Vietnam’s National Assembly yesterday officially approved the resignation of President Nguyen Xuan Phuc, an unprecedented sign of political upheaval at the height of the country’s politics, and announced his interim replacement.
On January 17, the Central Committee of the ruling Communist Party of Vietnam (CPV) stated that Phuc, who served as prime minister in 2016-2021 before taking the largely ceremonial post of state president, had submitted his resignation. This came after the CPV blamed him for “violations and wrongdoings” committed by officials during his time in office.
Phuc’s resignation, the first by a sitting Vietnamese president, is the most significant political event in years, if not decades – a rare sign of rapid change in the otherwise rigid façade of CPV politics. It marks both an escalation of the party chief Nguyen Phu Trong’s near-decade-long anti-corruption drive and a brash assertion on the part of the country’s conservative securocracy.

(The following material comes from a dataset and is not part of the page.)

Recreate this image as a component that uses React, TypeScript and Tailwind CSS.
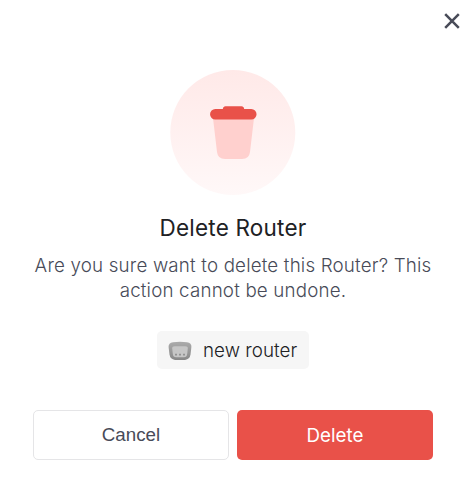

The “violations and wrongdoings” mentioned by the CPV are almost certainly related to a pair of pandemic-era corruption scandals, one involving COVID-19 test-kits and the other involving repatriation flights for Vietnamese citizens stranded abroad.
These two scandals, in addition to many others, have prompted a purge of the upper echelons of Vietnamese officialdom. Phuc’s resignation was preceded by those of two of the country’s four deputy prime ministers on January 5, as well as the expulsion from the party, and in some cases the arrest, of a raft of other senior officials. While it is unclear whether Phuc was directly involved in any of these scandals, the party authorities ultimately held him responsible for the offenses committed by his underlings.
According to Vietnamese state media reports, Vice President Vo Thi Anh Xuan will serve as acting president until a new president is named, likely at the next meeting of the National Assembly in May. Xuan, 53, is the secretary of the Secretary of the An Giang Provincial Party Committee and was elected to the CPV’s Central Committee in 2016.
If appointed, Xuan, who was elected as the vice president in 2021, would become the first woman to hold the post of president, though she is not the first woman to serve in an interim capacity.
While Phuc’s removal is hugely significant, and likely marks the beginning of a period of unusual turbidity and flux behind the CPV’s otherwise monochrome façade, its full impacts will likely take some time to become known. In the meantime, there is the possibility that Trong will continue to swing his scythe. Barely having caught their breath following the president’s resignation, watchers of Vietnamese politics await the possibility that other high-ranking officials could follow him through the trapdoor.